The point of this story is when we mess around with the natural way of things, nature will always win, and one of those natural things is the simple law of supply and demand.
A lot of cities have been messing around with the law of supply and demand for the past thirty to forty years. But the housing bubble that occurred last year wasn’t the first one. There have been several, one about every ten years beginning in the early 1980s, and each one has been more intense than the last.
A housing bubble can be described as an increase in the value of homes until some trigger causes the values to fall, but the values don’t fall nearly as far as they had previously risen. The problem occurs when home values stay relatively high, but incomes fall far more than the home value rises. This becomes the classic “affordability” problem.
So if the law of supply and demand really works, why would not the lower demand (by people whose incomes have fallen) also cause prices to fall in proportion?
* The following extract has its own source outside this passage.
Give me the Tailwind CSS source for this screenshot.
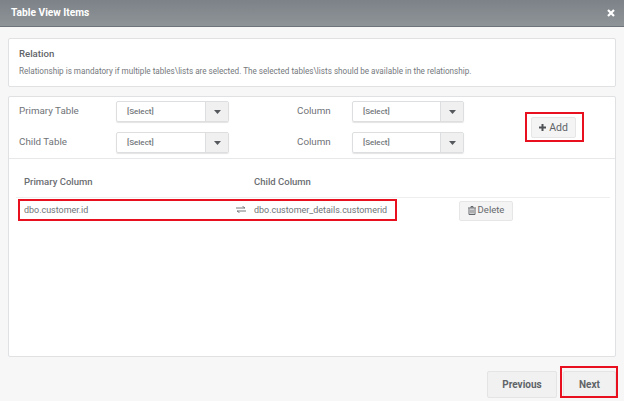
<!DOCTYPE html>
<html lang="en">
<head>
    <meta charset="UTF-8">
    <title>Table View Items</title>
    <script src="https://cdn.jsdelivr.net/npm/@tailwindcss/browser@4"></script>
</head>
<body class="relative w-[624px] h-[401px] overflow-hidden bg-[#f7f7f7] font-['Roboto',sans-serif] text-[#6f7377]">
    <!-- Header -->
    <header class="h-[27px] bg-gradient-to-b from-[#7d8288] to-[#8f9499] border-b border-[#6f747a] flex items-center justify-between pl-[11px] pr-[9px]">
        <h1 class="text-[10.2px] font-bold text-white">Table View Items</h1>
        <svg class="w-[8px] h-[8px]" viewBox="0 0 8 8"><path d="M1 1l6 6M7 1L1 7" stroke="#fff" stroke-width="2.2"/></svg>
    </header>

    <main class="px-[8px] pt-[11px]">
        <!-- Relation -->
        <section class="h-[49px] bg-white border border-[#dfe1e3] rounded-[2px] pl-[10px] pt-[8px]">
            <h2 class="text-[9.6px] leading-[13px] font-medium text-[#5f6468]">Relation</h2>
            <p class="mt-[5px] text-[8.15px] leading-[12px] text-[#74787c]">Relationship is mandatory if multiple tables\lists are selected. The selected tables\lists should be available in the relationship.</p>
        </section>

        <!-- Relationship form -->
        <section class="mt-[9px] h-[261px] bg-white border border-[#dfe1e3] rounded-[2px]">
            <div class="h-[62px] border-b border-[#e6e8ea] flex">
                <div class="grid grid-cols-[97px_113px_123px_112px] grid-rows-[21px_21px] gap-y-[10px] pl-[10px] pt-[4px] text-[9.8px] items-center">
                    <span>Primary Table</span>
                    <div class="flex h-[21px] border border-[#dcdee0] rounded-[2px] text-[8px] font-medium shadow-[0_1px_1px_#e4e4e4]">
                        <span class="flex-1 pl-[10px] leading-[19px]">[Select]</span>
                        <span class="w-[23px] bg-[#f0f0f0] border-l border-[#dcdee0] flex items-center justify-center"><svg class="w-[7px] h-[4px]" viewBox="0 0 7 4"><path d="M0 0h7L3.5 4z" fill="#55595d"/></svg></span>
                    </div>
                    <span class="pl-[68px]">Column</span>
                    <div class="flex h-[21px] border border-[#dcdee0] rounded-[2px] text-[8px] font-medium shadow-[0_1px_1px_#e4e4e4]">
                        <span class="flex-1 pl-[10px] leading-[19px]">[Select]</span>
                        <span class="w-[23px] bg-[#f0f0f0] border-l border-[#dcdee0] flex items-center justify-center"><svg class="w-[7px] h-[4px]" viewBox="0 0 7 4"><path d="M0 0h7L3.5 4z" fill="#55595d"/></svg></span>
                    </div>
                    <span>Child Table</span>
                    <div class="flex h-[21px] border border-[#dcdee0] rounded-[2px] text-[8px] font-medium shadow-[0_1px_1px_#e4e4e4]">
                        <span class="flex-1 pl-[10px] leading-[19px]">[Select]</span>
                        <span class="w-[23px] bg-[#f0f0f0] border-l border-[#dcdee0] flex items-center justify-center"><svg class="w-[7px] h-[4px]" viewBox="0 0 7 4"><path d="M0 0h7L3.5 4z" fill="#55595d"/></svg></span>
                    </div>
                    <span class="pl-[68px]">Column</span>
                    <div class="flex h-[21px] border border-[#dcdee0] rounded-[2px] text-[8px] font-medium shadow-[0_1px_1px_#e4e4e4]">
                        <span class="flex-1 pl-[10px] leading-[19px]">[Select]</span>
                        <span class="w-[23px] bg-[#f0f0f0] border-l border-[#dcdee0] flex items-center justify-center"><svg class="w-[7px] h-[4px]" viewBox="0 0 7 4"><path d="M0 0h7L3.5 4z" fill="#55595d"/></svg></span>
                    </div>
                </div>
                <button class="ml-[67px] mt-[20px] w-[45px] h-[21px] flex items-center justify-center gap-[3px] bg-[#f4f4f4] border border-[#e6e6e6] rounded-[2px] text-[10.5px] text-[#5f6468]">
                    <svg class="w-[7px] h-[7px]" viewBox="0 0 7 7"><path d="M3.5 0v7M0 3.5h7" stroke="#4f5357" stroke-width="2"/></svg>
                    Add
                </button>
            </div>

            <!-- Column table -->
            <div class="ml-[7px] mr-[5px]">
                <div class="h-[39px] pt-[9px] border-b border-[#eceeef] flex items-center text-[9.5px] font-medium text-[#6a6e72] pl-[8px]">
                    <span class="w-[230px]">Primary Column</span>
                    <span>Child Column</span>
                </div>
                <div class="h-[25px] flex items-center text-[8.95px] pl-[8px]">
                    <span class="w-[212px]">dbo.customer.id</span>
                    <svg class="w-[10px] h-[7px] mr-[8px] mb-[3px]" viewBox="0 0 10 7"><path d="M0 2h9M6.5 .3L9 2M10 5H1M3.5 6.7L1 5" fill="none" stroke="#75797d"/></svg>
                    <span class="w-[205px]">dbo.customer_details.customerid</span>
                    <button class="w-[54px] h-[20px] flex items-center justify-center gap-[2px] bg-[#f4f4f4] border border-[#e6e6e6] rounded-[2px] text-[9.5px] text-[#64686c]">
                        <svg class="w-[8px] h-[9px]" viewBox="0 0 8 9"><path d="M0 2h8M3 2V.5h2V2M1 2.5v6h6v-6M3 3.5v4M5 3.5v4" fill="none" stroke="#64686c"/></svg>
                        Delete
                    </button>
                </div>
            </div>
        </section>

        <!-- Footer buttons -->
        <div class="mt-[14px] flex justify-end gap-[6px] text-[10px] font-bold text-[#5f6468]">
            <button class="w-[70px] h-[27px] bg-[#f1f1f1] border border-[#e4e4e4] rounded-[2px]">Previous</button>
            <button class="w-[53px] h-[27px] bg-[#f1f1f1] border border-[#e4e4e4] rounded-[2px]">Next</button>
        </div>
    </main>

    <!-- Red annotation boxes -->
    <div class="absolute left-[525px] top-[112px] w-[59px] h-[30px] border-2 border-[#e8101f]"></div>
    <div class="absolute left-[18px] top-[199px] w-[379px] h-[22px] border-2 border-[#e8101f]"></div>
    <div class="absolute left-[560px] top-[366px] w-[58px] h-[32px] border-2 border-[#e8101f]"></div>
</body>
</html>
Randal O’Toole addresses this issue in a Policy Analysis paper entitled “How Urban Planners Caused the Housing Bubble”, released on October 1 of this year by the Cato Institute. It is his contention that the root cause of the problem was not the Community Reinvestment Act, Fannie Mae or Freddie Mac (although all of those played a role). He makes a strong case that it was growth management policies leading to land shortages that have triggered all of the housing bubbles that have occurred since the early 1970s, when Los Angeles, San Diego, San Jose and San Francisco were among the first in the nation to impose urban-growth boundaries in an effort to curb and control growth. Much of the data that O’Toole presents shows a strong correlation between areas where growth management policies had been enacted and how severely the housing bubble affected those areas.
Correlation does not necessarily mean causation, and although the global warming crowd doesn’t mind equating the two terms when it serves their purpose, the urban planning crowd will likely scream bloody murder over O’Toole’s use of correlation to prove his point. Only in this case, the circumstantial evidence, or the correlation between growth management and housing bubbles, is a bit overwhelming to dismiss out of hand. O’Toole, as he always does, makes a very methodical presentation of many anecdotal and statistical examples to prove his theory to be correct.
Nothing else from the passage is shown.